[Info-vax] Access to _all_ VMS system services and library functions from DCL ?

John Reagan xyzzy1959 at gmail.com
Mon Jul 10 17:54:53 EDT 2017


On Monday, July 10, 2017 at 3:46:22 PM UTC-4, David Froble wrote:
> Stephen Hoffman wrote:
> > On 2017-07-10 08:26:00 +0000,  said:
> > 
> >> I'm sure we've been around this block on other occasions but given how 
> >> memory has expanded enormously since VMS v1.0, why not simply return 
> >> ALL the relavent data in one large data structure and let the users 
> >> deal with whatever fields they want to use?

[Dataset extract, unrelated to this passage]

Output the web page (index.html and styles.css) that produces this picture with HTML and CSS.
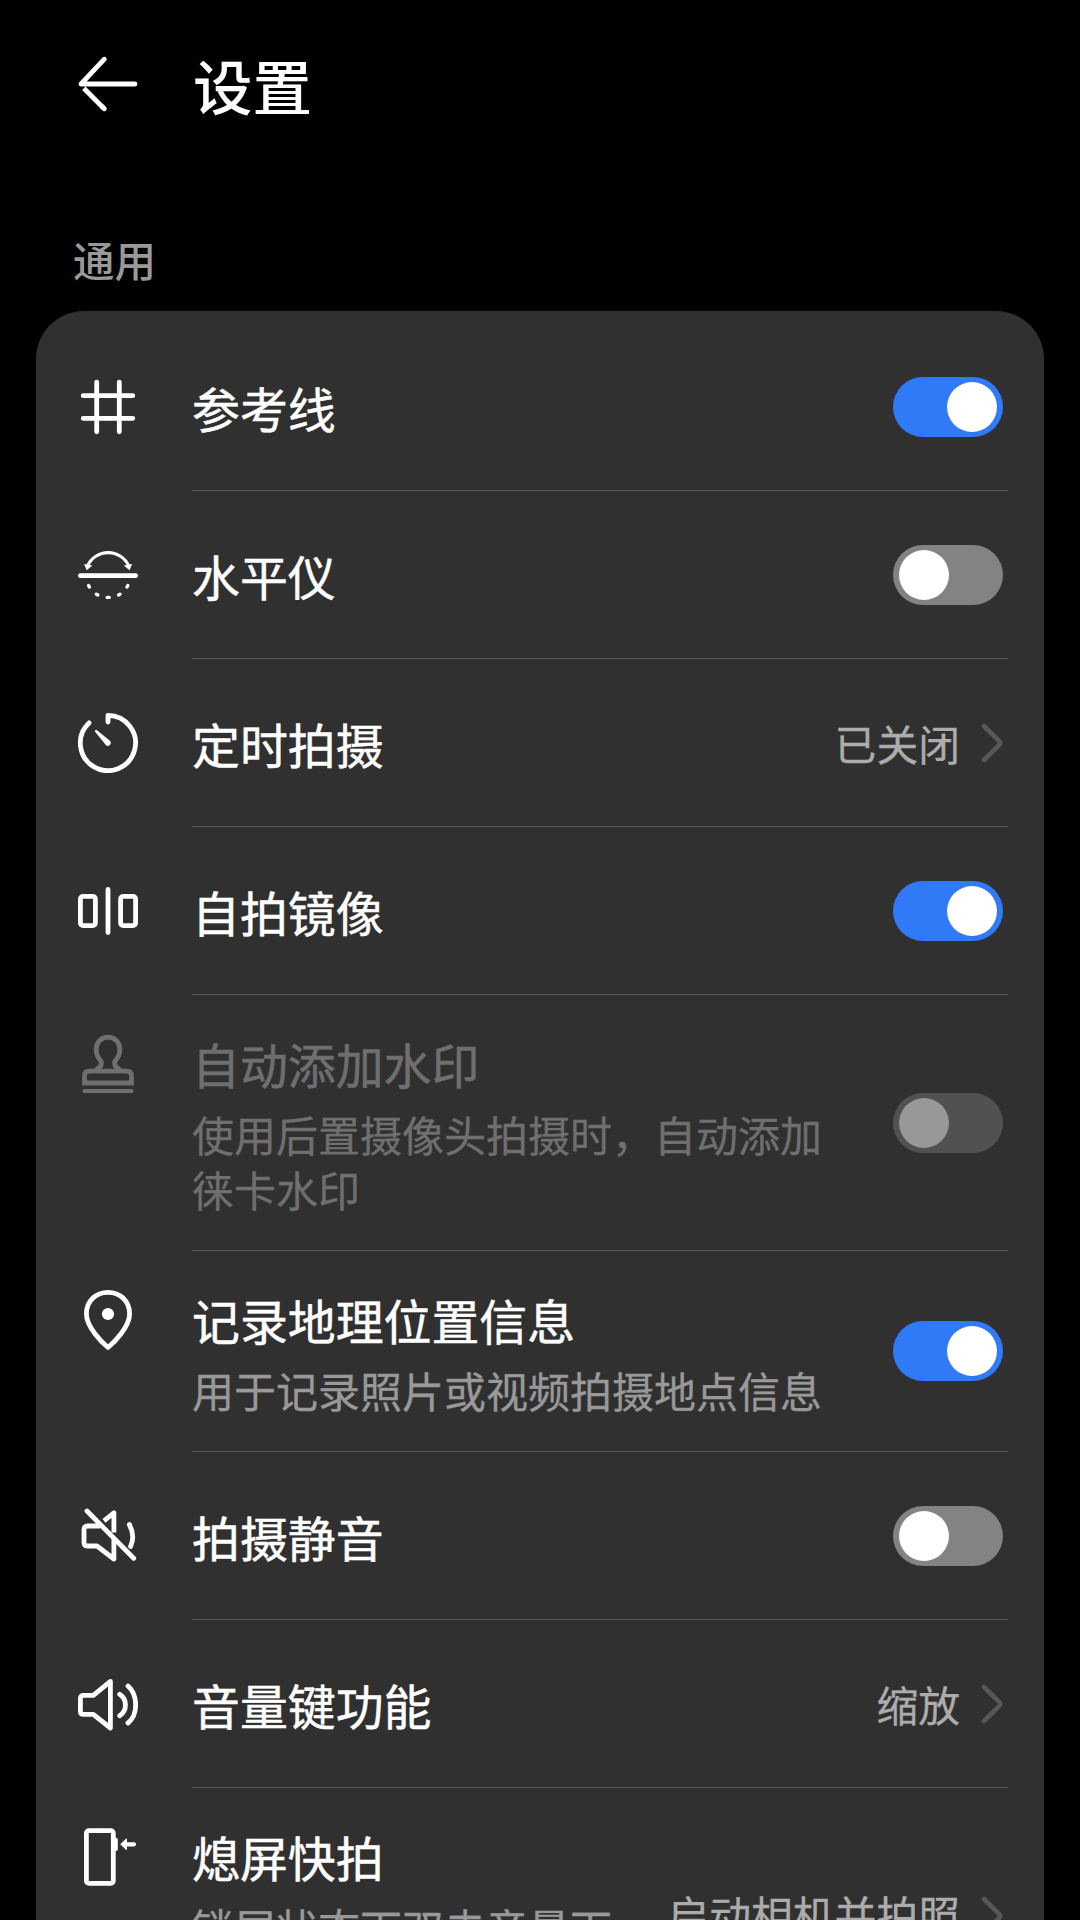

> >> I'm sure there's some smarts in the processing of what might be 
> >> multiple item codes but simply copying all the relevant data into a 
> >> single data structure for the user has to surely be the simplest.
> > 
> > Ayup.  Traditional DCL is not the path forward.   Sure, access to system 
> > services is nice, but that's just not competitive.   Easier access to 
> > system services looks wonderful in comparison to where we are now, 
> > certainly.
> > 
> > But then we start looking at dealing with modern text encodings, with 
> > the minutia of the system service APIs, and the rest of the knock-off 
> > effects — well, why not integrate and use Python.   Maybe Lua or some 
> > other choice, if there's some problem perceived with Python or some 
> > benefit to offering an alternative.
> > 
> > This whole approach — accessing system services — utterly stinks of 
> > decades-old thinking, decades-old designs, decades-old processing.   

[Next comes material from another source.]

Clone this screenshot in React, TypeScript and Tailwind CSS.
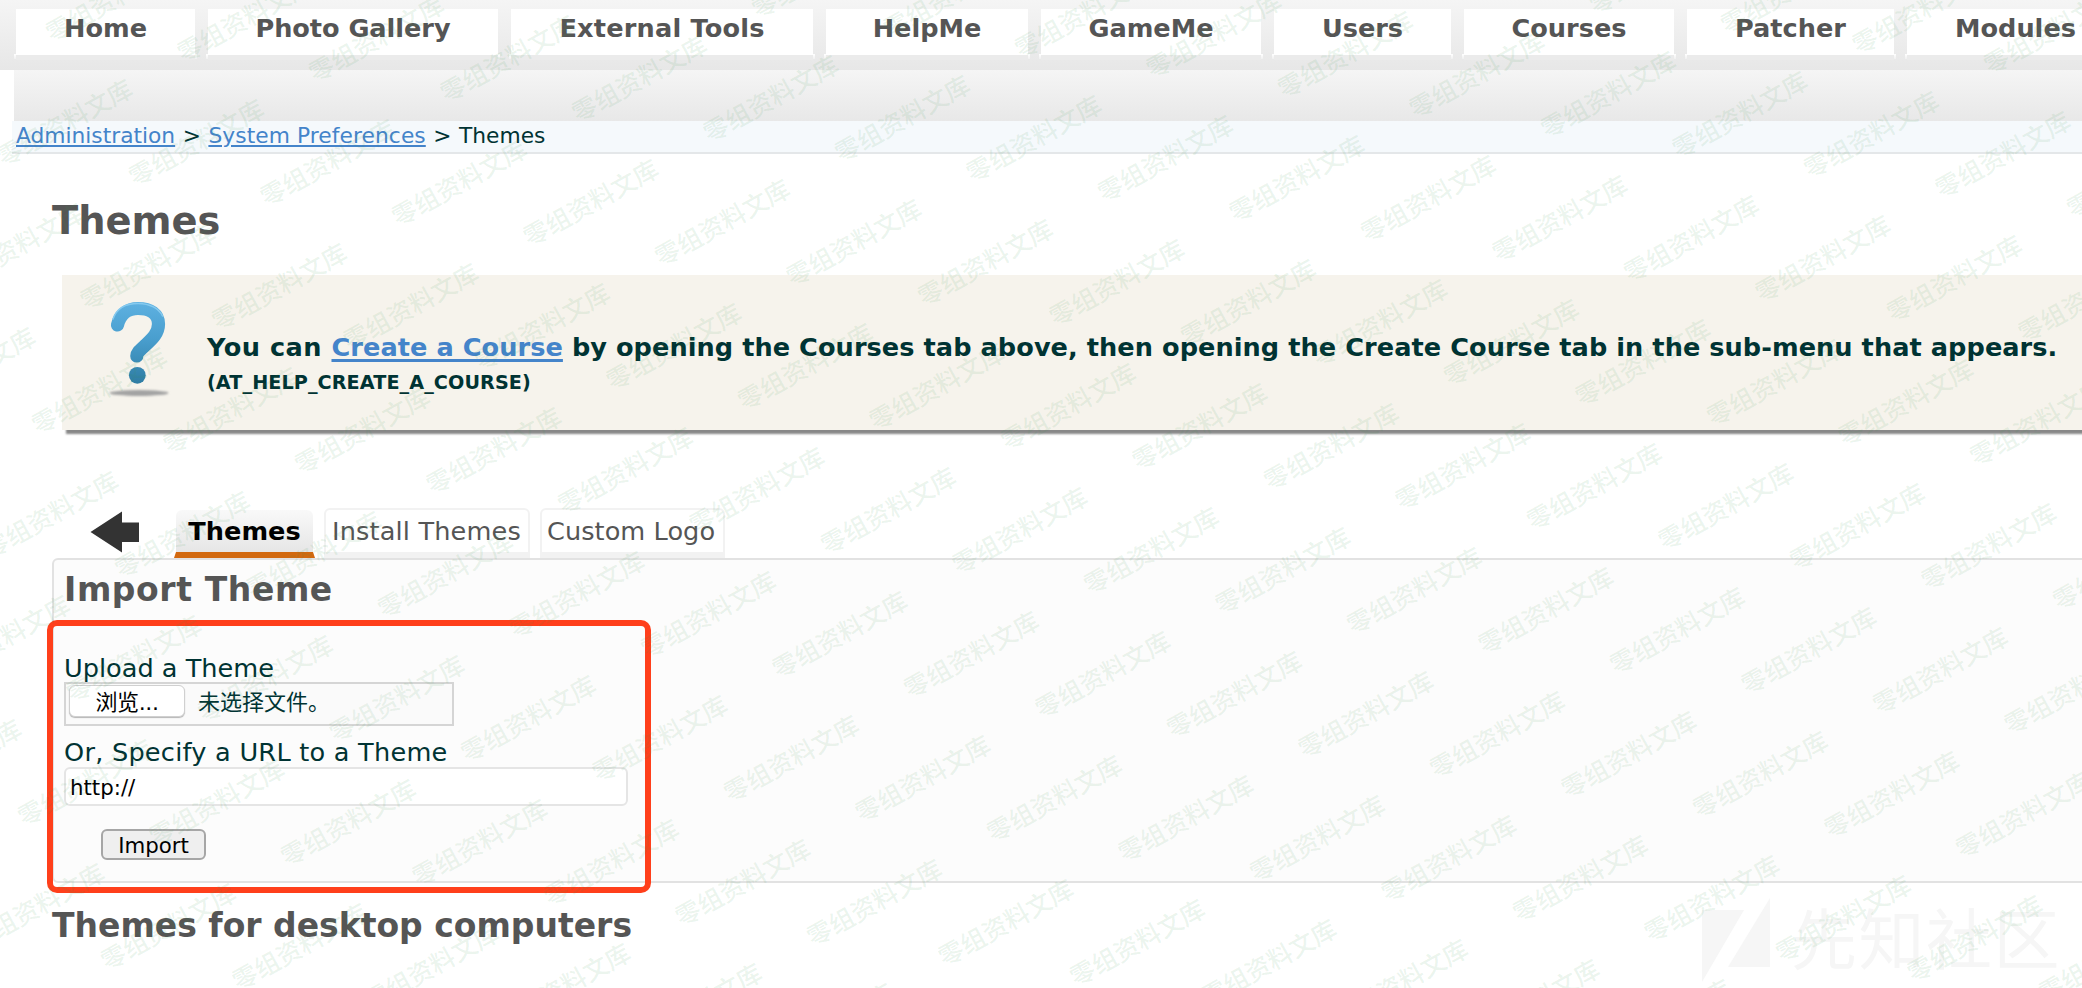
import React from "react";

const navItems: { label: string; width: string }[] = [
  { label: "Home", width: "w-[179px]" },
  { label: "Photo Gallery", width: "w-[290px] tracking-[-0.050px]" },
  { label: "External Tools", width: "w-[302px] tracking-[0.180px]" },
  { label: "HelpMe", width: "w-[202px]" },
  { label: "GameMe", width: "w-[220px]" },
  { label: "Users", width: "w-[177px]" },
  { label: "Courses", width: "w-[210px]" },
  { label: "Patcher", width: "w-[207px]" },
  { label: "Modules", width: "w-[217px]" },
];

function NavBar() {
  return (
    <nav className="flex h-[70px] gap-[13px] bg-linear-to-b from-[#f5f5f5] to-[#e7e7e7] pt-[9px] pl-[16px]">
      {navItems.map((item) => (
        <a
          key={item.label}
          className={`${item.width} relative h-[46px] shrink-0 bg-white text-center text-[25.6px] leading-[38px] font-bold whitespace-nowrap text-[#555]`}
        >
          {item.label}
          <span className="absolute top-[46px] left-0 h-[5px] w-full bg-[#ebebeb]" />
          <span className="absolute top-[45px] -left-[2px] h-[5px] w-[2px] bg-linear-to-b from-white to-[#f0f0f0]" />
          <span className="absolute top-[45px] -right-[2px] h-[5px] w-[2px] bg-linear-to-b from-white to-[#f0f0f0]" />
        </a>
      ))}
    </nav>
  );
}

function HelpIcon() {
  return (
    <svg className="h-[100px] w-[64px]" viewBox="0 0 64 100">
      <defs>
        <linearGradient id="q" x1="0" y1="0" x2="0" y2="84" gradientUnits="userSpaceOnUse">
          <stop offset="0" stopColor="#5fb2e2" />
          <stop offset="0.45" stopColor="#4a9fcf" />
          <stop offset="1" stopColor="#2e7ca3" />
        </linearGradient>
        <filter id="soft" x="-20%" y="-100%" width="140%" height="300%">
          <feGaussianBlur stdDeviation="1.2" />
        </filter>
      </defs>
      <ellipse cx="32" cy="93" rx="29.500" ry="3" fill="#a3a3a3" filter="url(#soft)" />
      <path
        d="M10.500 25C13 14.500 20 8.500 31 8.500C43.500 8.500 51.500 14 51.500 24C51.500 34 44 40 37.500 46C31.500 51.500 29.800 53 29.800 56"
        fill="none"
        stroke="url(#q)"
        strokeWidth="13.200"
        strokeLinecap="round"
      />
      <path
        d="M6 19C9.500 8.500 19 3.400 31 3.400C43 3.400 52 8.500 55.500 16"
        fill="none"
        stroke="#86caef"
        strokeWidth="1.500"
        strokeLinecap="round"
      />
      <circle cx="30.300" cy="75.300" r="8.400" fill="url(#q)" />
    </svg>
  );
}

const MARK = "零组资料文库";

function Watermarks() {
  const marks: { x: number; y: number }[] = [];
  for (let n = -4; n <= 7; n++) {
    for (let m = -4; m <= 20; m++) {
      const x = 148 + m * 131.5 - n * 48.5;
      const y = 267 + m * 20 + n * 124;
      if (x > -60 && x < 2140 && y > -40 && y < 1030) marks.push({ x, y });
    }
  }
  return (
    <svg className="pointer-events-none absolute inset-0 h-[988px] w-[2082px]" viewBox="0 0 2082 988">
      <g fill="#f6f6f6">
        <path d="M1702 910H1744L1702 982Z" />
        <path d="M1770 898V967H1728Z" />
        <text x="1791" y="964" fontSize="66" letterSpacing="1.500" className="font-['Noto_Sans_CJK_SC',sans-serif]">
          先知社区
        </text>
      </g>
      <g
        fill="#3c9650"
        fillOpacity="0.1"
        fontSize="25"
        fontWeight="500"
        textAnchor="middle"
        className="font-['Noto_Sans_CJK_SC',sans-serif]"
      >
        {marks.map((p, i) => (
          <text key={i} transform={`translate(${p.x} ${p.y}) rotate(-29)`} y="9">
            {MARK}
          </text>
        ))}
      </g>
    </svg>
  );
}

export default function App() {
  return (
    <div className="relative h-[988px] w-full overflow-hidden bg-white font-['DejaVu_Sans','Noto_Sans_CJK_SC',sans-serif] text-[#003333]">
      <NavBar />
      <div className="ml-[14px] h-[51px] bg-linear-to-b from-[#f5f5f5] to-[#e8e8e8]" />
      <div className="ml-[12px] flex h-[33px] gap-[8.500px] border-b-2 border-[#e4e7e9] bg-[#f5f9fc] pl-[4px] text-[21.750px] leading-[29px] whitespace-nowrap">
        <a className="text-[#4484ca] underline decoration-[1.5px] underline-offset-[2px]">Administration</a>
        <span className="-mx-px">&gt;</span>
        <a className="tracking-[0.080px] text-[#4484ca] underline decoration-[1.5px] underline-offset-[2px]">
          System Preferences
        </a>
        <span className="-mx-px">&gt;</span>
        <span>Themes</span>
      </div>

      <h1 className="mt-[44px] ml-[52px] text-[38.400px] leading-[46px] font-bold text-[#555]">Themes</h1>

      <section className="mt-[31px] ml-[62px] flex h-[155px] w-[2100px] bg-[#f6f3ec] shadow-[4px_4px_2px_#888]">
        <div className="w-[145px] pt-[25px] pl-[45px]">
          <HelpIcon />
        </div>
        <div className="pt-[52px] font-bold whitespace-nowrap">
          <p className="text-[25.600px] leading-[40px] tracking-[0.060px]">
            <span className="tracking-[0.500px]">You can </span>
            <a className="text-[#4484ca] underline decoration-[3px] underline-offset-[3px]">Create a Course</a> by
            opening the Courses tab above, then opening the Create Course tab in the sub-menu that appears.
          </p>
          <p className="text-[19.200px] leading-[31px] tracking-[0.080px]">(AT_HELP_CREATE_A_COURSE)</p>
        </div>
      </section>

      <div className="mt-[78px] flex h-[50px] items-end whitespace-nowrap">
        <svg className="mb-[5px] ml-[90px] h-[42px] w-[49px]" viewBox="0 0 49 42">
          <path d="M0.500 21L32 0.500V11.500H49V31H32V41.500Z" fill="#333" />
        </svg>
        <div className="ml-[35px] w-[141px]">
          <div className="mx-[2px] h-[42px] rounded-t-[6px] bg-linear-to-b from-[#f9f9f9] to-[#e6e6e6] text-center text-[25.600px] leading-[42px] font-bold text-black">
            Themes
          </div>
          <div className="h-[6px] border-x-2 border-b-[6px] border-x-transparent border-b-[#d2690f]" />
        </div>
        <div className="ml-[9px] h-[50px] w-[206px] rounded-t-[6px] border-2 border-b-[6px] border-[#f2f2f2] bg-white pl-[6px] text-[25.600px] leading-[42px] tracking-[0.150px] text-[#555]">
          Install Themes
        </div>
        <div className="ml-[10px] h-[50px] w-[185px] rounded-t-[6px] border-2 border-b-[6px] border-[#f2f2f2] bg-white pl-[5px] text-[25.600px] leading-[42px] tracking-[0.050px] text-[#555]">
          Custom Logo
        </div>
      </div>

      <section className="ml-[52px] h-[325px] w-[2100px] rounded-[6px] border-2 border-[#e2e2e2] bg-[#fcfcfc] pt-[10px] pl-[10px]">
        <h2 className="text-[33px] leading-[40px] font-bold tracking-[0.600px] text-[#555]">Import Theme</h2>
        <p className="mt-[43px] text-[25.600px] leading-[30px]">Upload a Theme</p>
        <div className="-mt-px flex h-[44px] w-[390px] items-start border-2 border-[#d5d5d5] bg-[#fafafa] pt-px pl-[3px] text-[22px]">
          <button className="h-[32px] w-[116px] rounded-[6px] border border-[#d0d0d0] bg-white leading-[33px] tracking-[-0.400px] text-black shadow-[0_1px_1px_#b5b5b5]">
            浏览...
          </button>
          <span className="ml-[13px] leading-[35px]">未选择文件。</span>
        </div>
        <p className="mt-[11px] text-[25.600px] leading-[30px] tracking-[0.240px]">Or, Specify a URL to a Theme</p>
        <div className="h-[39px] w-[564px] rounded-[6px] border-2 border-[#e5e5e5] bg-white pl-[4px] text-[21.300px] leading-[37px] text-black">
          http://
        </div>
        <button className="mt-[23px] ml-[37px] block h-[31px] w-[105px] rounded-[6px] border-2 border-[#a6a6a6] bg-[#efefef] text-[21.300px] leading-[29px] text-black">
          Import
        </button>
      </section>

      <h2 className="mt-[23px] ml-[52px] text-[33px] leading-[40px] font-bold text-[#555]">
        Themes for desktop computers
      </h2>

      <div className="absolute top-[620px] left-[47px] h-[273px] w-[604px] rounded-[10px] border-[6px] border-[#ff3f1b]" />
      <Watermarks />
    </div>
  );
}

> > Which works great if you're (only) solving the sorts of problems that 
> > OpenVMS has always dealt with, but DCL and the system service 
> > abstractions are a huge code slog, and code slogs are expensive and 
> > tedious and lots of user-written code to debug and maintain.
> > 
> > If VSI decides to fund more than some nibble around the edges of the 
> > existing command interface, and to overhaul the text handling and 
> > traditional APIs. then a shell that's more competitive PowerShell is a 
> > much better target than an increasingly-encumbered DCL shell.  Passing 
> > around entire (opaque) objects, and not atoms of data and fields 
> > embedded in fixed-format seas of characters.  Much nicer abstractions, 
> > and easier for VSI to adjust and extend going forward.   We've long ago 
> > found better ways of dealing with password fields than fixed-format 
> > records and fixed-length system service itemcodes for the password 
> > hashes, for instance.   Give folks a reason to move forward.  Leave DCL 
> > to do what it has always done, and to slowly and further fade from 
> > relevance.
> 
> Well, not just for DCL.  Have defined blocks of data for each system service. 
> Either I allocate the memory, (probably best) or have the system service 
> allocate the memory.  Then jam it full of all data provided by that system 
> service.  Sure would do away with item lists, at least to some extent.
> 
> If I can "include" the data structure in my programs, and then reference the 
> data by name, sure would make things simpler.

Some of that data is expensive to obtain.  I don't think you want SYS$GETJPI to collect all possible data just so you can check the account name or CPU time consumed.  And the layout then gets fixed for all time so the OS would have an even harder time to expand the username beyond 12 chars for example.